First State Insurance Company (“First State”) entered into a number of reinsurance and retrocessional agreements with National Casualty Company (“National”), a reinsurer. In 2011, First State initiated arbitration under eight of the agreements to resolve billing and payment of claims disputes. The parties agreed to consolidate all the arbitrations into a single proceeding before a panel of three arbitrators. First State suggested, and the arbitrators agreed, over National’s objection, to consider the contract interpretation issues first. The contract interpretation award, made on December 13, 2012, held for First State, finding that National’s payment obligation was not conditioned upon the exercise of its right to audit or ask for additional documents from First State.

First State filed a petition pursuant to the Federal Arbitration Act (“FAA”) to confirm the award in the Southern District of New York. National moved to dismiss the petition or transfer venue to the District of Massachusetts. Eight months later, on September 27, 2013, the court transferred the case. National then cross-petitioned to vacate the contract interpretation award on October 15, 2013. By then, there was a final arbitration award and First State also petitioned to confirm that award. The district court confirmed both the contract interpretation award and the final arbitration award. National appealed the confirmation of the contract interpretation award, which was the only one it had challenged.

As to National’s cross-petition to vacate the contract interpretation award, the First Circuit held that, because it was filed outside the 90-day window mandated by the FAA, it was clearly time-barred. However, rather than having to consider the many theories why the petition should not be considered time-barred, the court upheld the confirmation on the merits.

The court first rejected National’s argument that the arbitrators exceeded the scope of their authority. All that was necessary was for the arbitrators to “arguably construe” the underlying agreements. Only if they dispensed “their own brand of industrial justice” will a court vacate the award. That standard was not met here because, regardless of whether the arbitrators were right or wrong, the text of the award made clear that the arbitrators construed the contracts.

The court found that the arbitrators had construed the contract, even in the “reservation of rights” procedure in the contract interpretation award. Therein, the arbitrators held that National was required to make payments to First State following a billing supported by a Proof of Loss and Reinsurance Report(s), subject only to an appropriate reservation of rights by National in instances where it had a question regarding coverage. National claimed this reservation of rights procedure was “plucked out of thin air” and not derived from any contract term.

The court disagreed, noting that the agreements contained an honorable engagement provision, which directs the arbitrators to consider each agreement as an honorable engagement, not merely a legal one. While the court stated that this was the first time it had considered such a clause, in its opinion, the honorable engagement clause empowers arbitrators to grant forms of relief not explicitly mentioned in the underlying agreement. Thus, because the arbitrators were authorized to grant equitable remedies, and because the reservation of rights procedure in the award was such a remedy, there was no basis to vacate the award.
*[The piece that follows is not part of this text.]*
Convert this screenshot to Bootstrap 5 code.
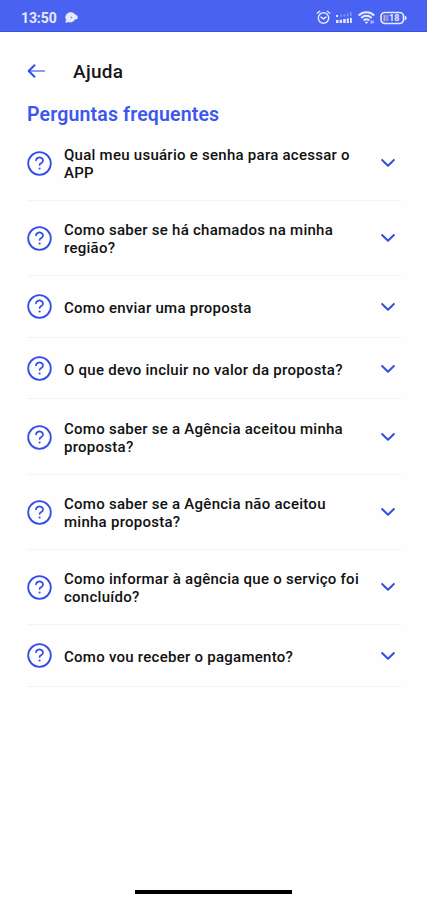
<!DOCTYPE html>
<html lang="pt-BR">
<head>
<meta charset="utf-8">
<meta name="viewport" content="width=device-width, initial-scale=1">
<title>Ajuda</title>
<link href="https://cdn.jsdelivr.net/npm/bootstrap@5.3.0/dist/css/bootstrap.min.css" rel="stylesheet">
<style>
  body { font-family: Roboto, "Liberation Sans", sans-serif; background: #fefefe; color: #17171a; }
  .screen { height: 900px; overflow: hidden; }
  .status { height: 32px; background: #4a62f2; border-bottom: 1px solid #3b50dc; padding: 4px 19px 0 21px; color: #e6eaff; }
  .clock { font-size: 14px; font-weight: 700; line-height: 20px; letter-spacing: -.1px; }
  .topbar { height: 67px; padding: 28px 27px 0; }
  .back { margin-top: 1px; }
  .topbar h1 { font-size: 19px; font-weight: 500; line-height: 24px; margin-left: 26px; letter-spacing: .3px; }
  .section-title { font-size: 19.5px; font-weight: 600; line-height: 24px; height: 22.5px; color: #3d57ee; padding-left: 27px; letter-spacing: .16px; margin-top: 4px; }
  .faq { margin: 0 25px 0 27px; }
  .faq-item { height: 75.2px; padding: 1px 6px 0 0; border-bottom: 1px solid #f3f3f4; background: none; }
  .faq-item.one-line { height: 61.8px; }
  .question { font-size: 15px; font-weight: 500; line-height: 18px; margin-left: 12px; letter-spacing: .26px; color: #111; padding-top: 2px; }
  .blue { color: #334de6; }
  .homebar { width: 157px; height: 4px; background: #000; margin-bottom: 6.5px; }
</style>
</head>
<body>
<svg class="d-none" xmlns="http://www.w3.org/2000/svg">
  <symbol id="help" viewBox="0 0 25 25"><g fill="none" stroke="currentColor" stroke-linecap="round"><circle cx="12.5" cy="12.5" r="11.3" stroke-width="1.8"/><path d="M9 9.4a3.5 3 0 1 1 5.4 2.6c-1.3.8-1.8 1.1-1.8 2" stroke-width="1.7"/></g><circle cx="12.6" cy="17.5" r="1.1" fill="currentColor"/></symbol>
  <symbol id="down" viewBox="0 0 16 10"><path d="M2.1 2 8 7.7l5.9-5.7" fill="none" stroke="currentColor" stroke-width="2" stroke-linecap="round" stroke-linejoin="round"/></symbol>
</svg>
<div class="screen d-flex flex-column">
  <header class="status d-flex align-items-center flex-shrink-0">
    <span class="clock">13:50</span>
    <svg style="" class="ms-2" width="13" height="12" viewBox="0 0 13 12"><path d="M1 11 .4 9.6 1.3 8A5 4.6 0 0 1 10 2.3L12.6 4v3L10 7.5A5 4.6 0 0 1 3.2 10z" fill="currentColor"/><circle cx="6.3" cy="5.5" r="1" fill="#8b9af5"/></svg>
    <div class="ms-auto d-flex align-items-center">
      <svg width="15" height="15" viewBox="0 0 15 15" fill="none" stroke="currentColor" stroke-width="1.4" stroke-linecap="round"><circle cx="7.5" cy="8" r="5.2"/><path d="M1.2 3.2 3.7 1.3M13.8 3.2l-2.5-1.9M5 7.2l2.5 1.7L10 7.2"/></svg>
      <svg class="ms-1" width="19" height="13" viewBox="0 0 19 13" fill="currentColor"><path d="M1 9h2.5v3H1zM4.6 8.8h2.5V12H4.6zM8.2 8h2.5v4H8.2zM11.8 7.4h2V12h-2zM15 6.8h1.8V12H15zM1 4h2v2H1z"/><path opacity=".35" d="M5 3.8h1.7v2H5zM8.4 3.2h1.7v2.6H8.4zM11.9 2.5h1.7v3h-1.7zM15 1h1.7v4H15z"/></svg>
      <svg class="ms-1" width="18" height="14" viewBox="0 0 18 14" fill="none" stroke="currentColor" stroke-width="2"><path d="M.7 4.5a11 11 0 0 1 15.5 0M3.2 7a7.5 7.5 0 0 1 10.5 0M5.7 9.4a4 4 0 0 1 5.5 0"/><path d="M8.5 13 6.6 10.8h3.8z" fill="currentColor" stroke="none"/><path d="M13.2 9.5v3M15 9.5v3" stroke-width="1"/></svg>
      <svg class="ms-1" width="28" height="14" viewBox="0 0 28 14"><rect x="1" y="1.5" width="22.5" height="11" rx="4" fill="none" stroke="currentColor" stroke-width="1.7"/><path d="M24.8 4.5c2.4.7 2.4 4.3 0 5z" fill="currentColor"/><path d="M3.5 4h2v6h-2z" fill="#d9a6b8"/><path d="M6 4h2.5v6H6z" fill="currentColor" opacity=".35"/><text x="9" y="10.3" font-size="9" font-weight="700" fill="currentColor">18</text></svg>
    </div>
  </header>
  <nav class="topbar d-flex align-items-start flex-shrink-0">
    <svg class="blue back" width="20" height="20" viewBox="0 0 20 20" fill="none" stroke="currentColor" stroke-linecap="round" stroke-linejoin="round"><path d="M7.5 4.3 1.7 10l5.8 5.7" stroke-width="2"/><path d="M2 10h15.4" stroke-width="1.6" stroke-opacity=".75"/></svg>
    <h1 class="mb-0">Ajuda</h1>
  </nav>
  <h2 class="section-title mb-0 flex-shrink-0">Perguntas frequentes</h2>
  <main class="faq">
    <div class="faq-item d-flex align-items-center"><svg class="blue flex-shrink-0" width="25" height="25"><use href="#help"/></svg><span class="question text-nowrap">Qual meu usuário e senha para acessar o<br>APP</span><svg class="blue ms-auto" width="16" height="10"><use href="#down"/></svg></div>
    <div class="faq-item d-flex align-items-center"><svg class="blue flex-shrink-0" width="25" height="25"><use href="#help"/></svg><span class="question text-nowrap">Como saber se há chamados na minha<br>região?</span><svg class="blue ms-auto" width="16" height="10"><use href="#down"/></svg></div>
    <div class="faq-item one-line d-flex align-items-center"><svg class="blue flex-shrink-0" width="25" height="25"><use href="#help"/></svg><span class="question text-nowrap">Como enviar uma proposta</span><svg class="blue ms-auto" width="16" height="10"><use href="#down"/></svg></div>
    <div class="faq-item one-line d-flex align-items-center"><svg class="blue flex-shrink-0" width="25" height="25"><use href="#help"/></svg><span class="question text-nowrap">O que devo incluir no valor da proposta?</span><svg class="blue ms-auto" width="16" height="10"><use href="#down"/></svg></div>
    <div class="faq-item d-flex align-items-center"><svg class="blue flex-shrink-0" width="25" height="25"><use href="#help"/></svg><span class="question text-nowrap">Como saber se a Agência aceitou minha<br>proposta?</span><svg class="blue ms-auto" width="16" height="10"><use href="#down"/></svg></div>
    <div class="faq-item d-flex align-items-center"><svg class="blue flex-shrink-0" width="25" height="25"><use href="#help"/></svg><span class="question text-nowrap">Como saber se a Agência não aceitou<br>minha proposta?</span><svg class="blue ms-auto" width="16" height="10"><use href="#down"/></svg></div>
    <div class="faq-item d-flex align-items-center"><svg class="blue flex-shrink-0" width="25" height="25"><use href="#help"/></svg><span class="question text-nowrap">Como informar à agência que o serviço foi<br>concluído?</span><svg class="blue ms-auto" width="16" height="10"><use href="#down"/></svg></div>
    <div class="faq-item one-line d-flex align-items-center"><svg class="blue flex-shrink-0" width="25" height="25"><use href="#help"/></svg><span class="question text-nowrap">Como vou receber o pagamento?</span><svg class="blue ms-auto" width="16" height="10"><use href="#down"/></svg></div>
  </main>
  <div class="homebar mt-auto mx-auto flex-shrink-0"></div>
</div>
<script src="https://cdn.jsdelivr.net/npm/bootstrap@5.3.0/dist/js/bootstrap.bundle.min.js"></script>
</body>
</html>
A version of this post originally appeared in the May 2015 edition of Baker & McKenzie’s International Litigation & Arbitration Newsletter, which is edited by David Zaslowsky and Grant Hanessian.


Laura Zimmerman is a member of the Dispute Resolution team in the New York office of Baker McKenzie, where she focuses her practice on international arbitration and litigation. Ms. Zimmerman primarily advises foreign and domestic entities on cross-border contract, general commercial, investor-state, intellectual property, and business tort disputes. She has represented private parties and foreign states in complex commercial disputes in ICC, AAA/ICDR, and ICSID arbitrations, mediations, and in New York federal and state courts. She is a regular contributor to Baker & McKenzie’s International Litigation and Arbitration Alert newsletter, a regional editor for Baker & McKenzie’s International Arbitration Yearbook, and a contributor and editor for Global Arbitration News. Laura Zimmerman can be reached at and + 1 212 626 4342.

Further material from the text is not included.